Earlier this week, Winstanley published an article revealing yet another element of Israel’s intense campaign against Corbyn: the use of an app to promote propaganda messages via social media accusing Corbyn of antisemitism. The app is a product of Israel’s strategic affairs ministry which ‘directs Israel’s covert efforts to sabotage the Palestine solidarity movement around the world.’

As Jonathan Cook cogently explains on his website:

Labour is not suffering from an “anti-semitism crisis”; it is mired in an “Israel crisis”.
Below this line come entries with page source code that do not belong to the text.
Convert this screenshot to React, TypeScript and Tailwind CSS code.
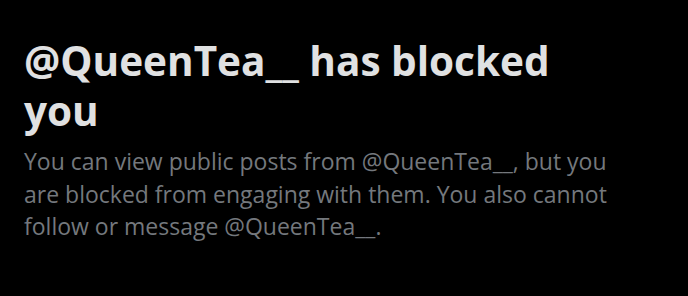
export default function App() {
  return (
    <div className="w-[688px] h-[296px] bg-black overflow-hidden px-6 pt-[36px]" style={{ fontFamily: '"Open Sans", "Liberation Sans", sans-serif' }}>
      <h1 className="text-[40.5px] leading-[50px] font-bold text-[#e0e1e2] w-[580px]">
        @QueenTea__ has blocked you
      </h1>
      <p className="mt-[9px] text-[23px] leading-[32.5px] text-[#74787d] w-[620px]">
        You can view public posts from @QueenTea__, but you are blocked from engaging with them. You also cannot follow or message @QueenTea__.
      </p>
    </div>
  );
}
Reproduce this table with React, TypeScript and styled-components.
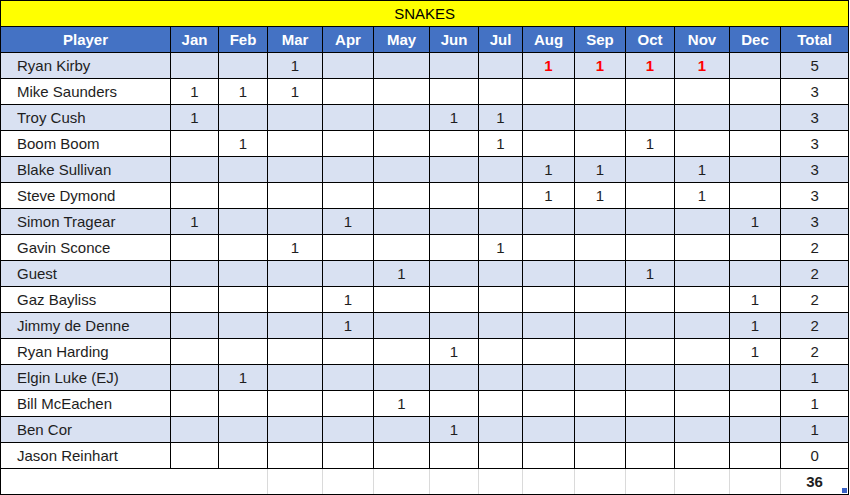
import styled, { createGlobalStyle } from 'styled-components';

const GlobalStyle = createGlobalStyle`
    body {
        margin: 0;
        background: #fff;
        font-family: "Liberation Sans", Arial, sans-serif;
    }
`;

const Sheet = styled.table`
    border-collapse: collapse;
    table-layout: fixed;
    width: 849px;
    font-size: 15px;
    color: #1e1e1e;
`;

const TitleCell = styled.td`
    background: #ffff00;
    border: 1px solid #000;
    height: 25px;
    padding: 0;
    text-align: center;
    color: #000;
`;

const HeadCell = styled.th`
    background: #4472c4;
    color: #fff;
    font-weight: bold;
    border: 1px solid #000;
    height: 25px;
    padding: 0;
    text-align: center;
`;

const Row = styled.tr<{ $band: boolean }>`
    background: ${(p) => (p.$band ? '#d9e1f2' : '#fff')};
`;

const NameCell = styled.td`
    border: 1px solid #000;
    height: 25px;
    padding: 0 0 0 16px;
    text-align: left;
    white-space: nowrap;
`;

const NumCell = styled.td<{ $hot?: boolean }>`
    border: 1px solid #000;
    height: 25px;
    padding: 0;
    text-align: center;
    color: ${(p) => (p.$hot ? '#ff0000' : 'inherit')};
    font-weight: ${(p) => (p.$hot ? 'bold' : 'normal')};
`;

const FootCell = styled.td<{ $grid?: boolean }>`
    height: 25px;
    padding: 0;
    text-align: center;
    border-bottom: 1px solid #000;
    border-left: 1px solid ${(p) => (p.$grid ? '#dadada' : 'transparent')};
`;

const FootFirst = styled.td`
    border-left: 1px solid #000;
    border-bottom: 1px solid #000;
    height: 25px;
    padding: 0;
`;

const GrandTotal = styled.td`
    position: relative;
    border-left: 1px solid #dadada;
    border-right: 1px solid #000;
    border-bottom: 1px solid #000;
    height: 25px;
    padding: 0;
    text-align: center;
    font-weight: bold;
`;

const Handle = styled.span`
    position: absolute;
    right: 1px;
    bottom: 1px;
    width: 5px;
    height: 5px;
    background: #3a62c6;
`;

const widths = [170, 48, 49, 55, 51, 56, 49, 44, 52, 51, 49, 55, 51, 68];
const months = ['Jan', 'Feb', 'Mar', 'Apr', 'May', 'Jun', 'Jul', 'Aug', 'Sep', 'Oct', 'Nov', 'Dec'];

// month indexes where the player scored, months flagged red for Ryan
const players: { name: string; hits: number[]; hot?: number[] }[] = [
    { name: 'Ryan Kirby', hits: [2, 7, 8, 9, 10], hot: [7, 8, 9, 10] },
    { name: 'Mike Saunders', hits: [0, 1, 2] },
    { name: 'Troy Cush', hits: [0, 5, 6] },
    { name: 'Boom Boom', hits: [1, 6, 9] },
    { name: 'Blake Sullivan', hits: [7, 8, 10] },
    { name: 'Steve Dymond', hits: [7, 8, 10] },
    { name: 'Simon Tragear', hits: [0, 3, 11] },
    { name: 'Gavin Sconce', hits: [2, 6] },
    { name: 'Guest', hits: [4, 9] },
    { name: 'Gaz Bayliss', hits: [3, 11] },
    { name: 'Jimmy de Denne', hits: [3, 11] },
    { name: 'Ryan Harding', hits: [5, 11] },
    { name: 'Elgin Luke (EJ)', hits: [1] },
    { name: 'Bill McEachen', hits: [4] },
    { name: 'Ben Cor', hits: [5] },
    { name: 'Jason Reinhart', hits: [] },
];

export default function App() {
    const grand = players.reduce((sum, p) => sum + p.hits.length, 0);

    return (
        <>
            <GlobalStyle />
            <Sheet>
                <colgroup>
                    {widths.map((w, i) => (
                        <col key={i} style={{ width: w }} />
                    ))}
                </colgroup>
                <tbody>
                    <tr>
                        <TitleCell colSpan={14}>SNAKES</TitleCell>
                    </tr>
                    <tr>
                        <HeadCell>Player</HeadCell>
                        {months.map((m) => (
                            <HeadCell key={m}>{m}</HeadCell>
                        ))}
                        <HeadCell>Total</HeadCell>
                    </tr>
                    {players.map((p, r) => (
                        <Row key={p.name} $band={r % 2 === 0}>
                            <NameCell>{p.name}</NameCell>
                            {months.map((m, i) => (
                                <NumCell key={m} $hot={p.hot?.includes(i)}>
                                    {p.hits.includes(i) ? 1 : ''}
                                </NumCell>
                            ))}
                            <NumCell>{p.hits.length}</NumCell>
                        </Row>
                    ))}
                    <tr>
                        <FootFirst colSpan={3} />
                        {months.slice(2).map((m) => (
                            <FootCell key={m} $grid />
                        ))}
                        <GrandTotal>
                            {grand}
                            <Handle />
                        </GrandTotal>
                    </tr>
                </tbody>
            </Sheet>
        </>
    );
}
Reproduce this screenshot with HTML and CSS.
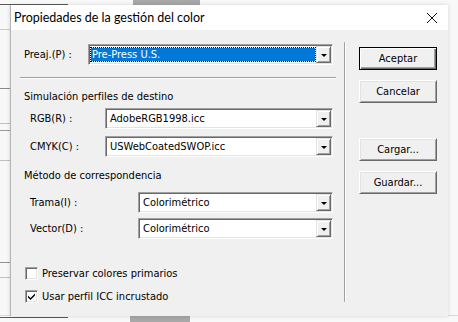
FILE: index.html
```html
<!DOCTYPE html>
<html lang="es">
<head>
    <meta charset="UTF-8">
    <title>Propiedades de la gestión del color</title>
    <link rel="stylesheet" href="styles.css">
</head>
<body>
    <div class="dialog">
        <div class="titlebar">
            <span class="title">Propiedades de la gestión del color</span>
            <svg class="close" width="12" height="12" viewBox="0 0 12 12">
                <path d="M1 1 L11 11 M11 1 L1 11" stroke="#111" stroke-width="1" fill="none"/>
            </svg>
        </div>
        <div class="main">
            <div class="left">
                <div class="row preset">
                    <label class="lbl lbl-preset">Preaj.(P) :</label>
                    <div class="combo combo-preset">
                        <span class="value selected">Pre-Press U.S.</span>
                        <span class="arrow"><span class="tri"></span></span>
                    </div>
                </div>
                <div class="etched"></div>
                <div class="group-title gt-sim">Simulación perfiles de destino</div>
                <div class="row r-rgb">
                    <label class="lbl lbl-profile">RGB(R) :</label>
                    <div class="combo combo-profile">
                        <span class="value">AdobeRGB1998.icc</span>
                        <span class="arrow"><span class="tri"></span></span>
                    </div>
                </div>
                <div class="row r-cmyk">
                    <label class="lbl lbl-profile">CMYK(C) :</label>
                    <div class="combo combo-profile">
                        <span class="value">USWebCoatedSWOP.icc</span>
                        <span class="arrow"><span class="tri"></span></span>
                    </div>
                </div>
                <div class="group-title gt-met">Método de correspondencia</div>
                <div class="row r-trama">
                    <label class="lbl lbl-method">Trama(I) :</label>
                    <div class="combo combo-method">
                        <span class="value">Colorimétrico</span>
                        <span class="arrow"><span class="tri"></span></span>
                    </div>
                </div>
                <div class="row r-vector">
                    <label class="lbl lbl-method">Vector(D) :</label>
                    <div class="combo combo-method">
                        <span class="value">Colorimétrico</span>
                        <span class="arrow"><span class="tri"></span></span>
                    </div>
                </div>
                <div class="check c-first">
                    <span class="box"></span>
                    <span>Preservar colores primarios</span>
                </div>
                <div class="check c-second">
                    <span class="box">
                        <svg width="9" height="9" viewBox="0 0 9 9">
                            <path d="M1 3.5 L3.5 6 L8 1.5 L8 3.5 L3.5 8 L1 5.5 Z" fill="#000"/>
                        </svg>
                    </span>
                    <span>Usar perfil ICC incrustado</span>
                </div>
            </div>
            <div class="vsep"></div>
            <div class="buttons">
                <button class="btn default">Aceptar</button>
                <button class="btn b-cancel">Cancelar</button>
                <button class="btn b-load">Cargar...</button>
                <button class="btn b-save">Guardar...</button>
            </div>
        </div>
    </div>
</body>
</html>
```

FILE: styles.css
```css
body {
    margin: 0;
    padding: 5px 10px 0 10px;
    height: 322px;
    box-sizing: border-box;
    overflow: hidden;
    background-color: #f8f8f8;
    background-image:
        linear-gradient(#5a5a5a, #5a5a5a),
        linear-gradient(#a8a8a8, #a8a8a8),
        linear-gradient(#c8c8c8, #c8c8c8),
        linear-gradient(#8a8a8a, #8a8a8a),
        linear-gradient(#c0c0c0, #c0c0c0),
        linear-gradient(#9a9a9a, #9a9a9a),
        linear-gradient(#c0c0c0, #c0c0c0),
        linear-gradient(#909090, #909090),
        linear-gradient(#c0c0c0, #c0c0c0),
        linear-gradient(#5a5a5a, #5a5a5a),
        linear-gradient(#a8a8a8, #a8a8a8),
        linear-gradient(#d8d8d8, #d8d8d8);
    background-size:
        68px 1px,
        67px 5px,
        10px 1px,
        10px 1px,
        10px 1px,
        10px 1px,
        10px 1px,
        10px 1px,
        10px 1px,
        68px 1px,
        60px 6px,
        458px 1px;
    background-position:
        0 4px,
        133px 0,
        0 29px,
        0 88px,
        0 123px,
        0 130px,
        0 160px,
        0 262px,
        0 277px,
        0 317px,
        130px 316px,
        0 315px;
    background-repeat: no-repeat;
    font-family: "DejaVu Sans Condensed", "DejaVu Sans", sans-serif;
    font-size: 11px;
    color: #000;
}

.dialog {
    width: 438px;
    height: 311px;
    box-sizing: border-box;
    background-color: #f0f0f0;
    border-left: 1px solid #b4b4b4;
    box-shadow: 0 0 4px rgba(0, 0, 0, 0.15);
}

.titlebar {
    height: 25px;
    background-color: #fff;
    display: flex;
    align-items: center;
    justify-content: space-between;
    padding: 0 10px 0 3px;
}

.title {
    font-family: Lato, "Liberation Sans", sans-serif;
    font-size: 12.5px;
    color: #000;
}

.close {
    display: block;
}

.main {
    display: flex;
    padding-left: 9px;
}

.left {
    width: 316px;
}

.row {
    display: flex;
    align-items: center;
    height: 21px;
}

.preset { margin-top: 14px; }
.r-rgb { margin-top: 3px; }
.r-cmyk { margin-top: 7px; }
.r-trama { margin-top: 8px; }
.r-vector { margin-top: 5px; }

.lbl {
    box-sizing: border-box;
    flex: none;
}

.lbl-preset {
    width: 68px;
    padding-left: 4px;
}

.lbl-profile {
    width: 85px;
    padding-left: 10px;
}

.lbl-method {
    width: 118px;
    padding-left: 10px;
}

.combo {
    display: flex;
    height: 21px;
    box-sizing: border-box;
    background-color: #fff;
    border: 1px solid;
    border-color: #a0a0a0 #fff #fff #a0a0a0;
    box-shadow: inset 1px 1px 0 #696969, inset -1px -1px 0 #e3e3e3;
    padding: 1px;
}

.combo-preset { width: 245px; }
.combo-profile { width: 228px; }
.combo-method { width: 195px; }

.value {
    flex: 1;
    display: flex;
    align-items: center;
    padding-left: 3px;
    white-space: nowrap;
}

.value.selected {
    margin: 2px 1px 2px 1px;
    padding-left: 1px;
    background-color: #0078d7;
    color: #fff;
    outline: 1px dotted #000;
}

.arrow {
    width: 15px;
    flex: none;
    box-sizing: border-box;
    background-color: #f0f0f0;
    border: 1px solid;
    border-color: #e3e3e3 #696969 #696969 #e3e3e3;
    box-shadow: inset 1px 1px 0 #fff, inset -1px -1px 0 #a0a0a0;
    display: flex;
    align-items: center;
    justify-content: center;
}

.tri {
    width: 0;
    height: 0;
    border-left: 3px solid transparent;
    border-right: 3px solid transparent;
    border-top: 3px solid #000;
    margin-top: 1px;
}

.etched {
    margin-top: 12px;
    height: 0;
    border-top: 1px solid #a0a0a0;
    border-bottom: 1px solid #fff;
}

.group-title {
    height: 16px;
    line-height: 16px;
    padding-left: 4px;
}

.gt-sim { margin-top: 10px; }
.gt-met { margin-top: 11px; }

.check {
    display: flex;
    align-items: center;
    gap: 4px;
    height: 16px;
    padding-left: 5px;
}

.c-first { margin-top: 26px; }
.c-second { margin-top: 7px; }

.box {
    width: 13px;
    height: 13px;
    box-sizing: border-box;
    background-color: #fff;
    border: 1px solid;
    border-color: #a0a0a0 #fff #fff #a0a0a0;
    box-shadow: inset 1px 1px 0 #696969, inset -1px -1px 0 #e3e3e3;
    display: flex;
    align-items: center;
    justify-content: center;
}

.vsep {
    margin: 12px 0 0 8px;
    width: 0;
    height: 260px;
    border-left: 1px solid #a0a0a0;
    border-right: 1px solid #fff;
}

.buttons {
    display: flex;
    flex-direction: column;
    padding: 17px 0 0 13px;
}

.btn {
    width: 78px;
    height: 23px;
    padding: 0;
    font-family: "DejaVu Sans Condensed", "DejaVu Sans", sans-serif;
    font-size: 11px;
    color: #000;
    background-color: #f0f0f0;
    border: 1px solid;
    border-color: #fff #696969 #696969 #fff;
    box-shadow: inset 1px 1px 0 #e3e3e3, inset -1px -1px 0 #a0a0a0;
}

.btn.default {
    border: 1px solid #000;
    box-shadow: inset 1px 1px 0 #fff, inset -1px -1px 0 #696969, inset -2px -2px 0 #a0a0a0;
}

.b-cancel { margin-top: 10px; }
.b-load { margin-top: 35px; }
.b-save { margin-top: 10px; }
```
To those who bemoan that Corbyn and his team are not sufficiently ‘media-savvy’, that he has not done enough to present himself as ‘PM material’ via the press and television, David Traynier has written a strong rebuttal. Two essential facts need to be understood, he says: first, the corporate media ‘filter’ and distort the news as described by Edward Herman and Noam Chomsky in their ‘propaganda model‘ of the media, introduced in Manufacturing Consent. Second, journalists and editors are themselves subjected to a ‘filtering’ process as they rise up the career ladder. They are selected for positions of ever-increasing responsibility only if they have demonstrated to corporate media owners, managers and senior editors that they can be trusted to say and do the ‘right’ things; even think the ‘right thoughts’. As Chomsky famously said to Andrew Marr, then the young political editor of the Independent and now with the BBC:

I’m sure you believe everything you’re saying. But what I’m saying is that if you believed something different, you wouldn’t be sitting where you’re sitting.

In short, says Traynier:

the idea that a socialist party simply needs to manage the press better is a nonsense. The corporate media is not there to be won over, it can’t be “managed” into giving Corbyn a fair hearing. In fact, once one understands how the media works, the burden of proof would rest with anyone those who claimed that it wouldn’t be biased against Corbyn.

Despite the intense campaign against Corbyn – and perhaps, in part, because of its obviously cynical and manipulative nature – many people are perceptive enough to see what is going on. Israel is the real problem.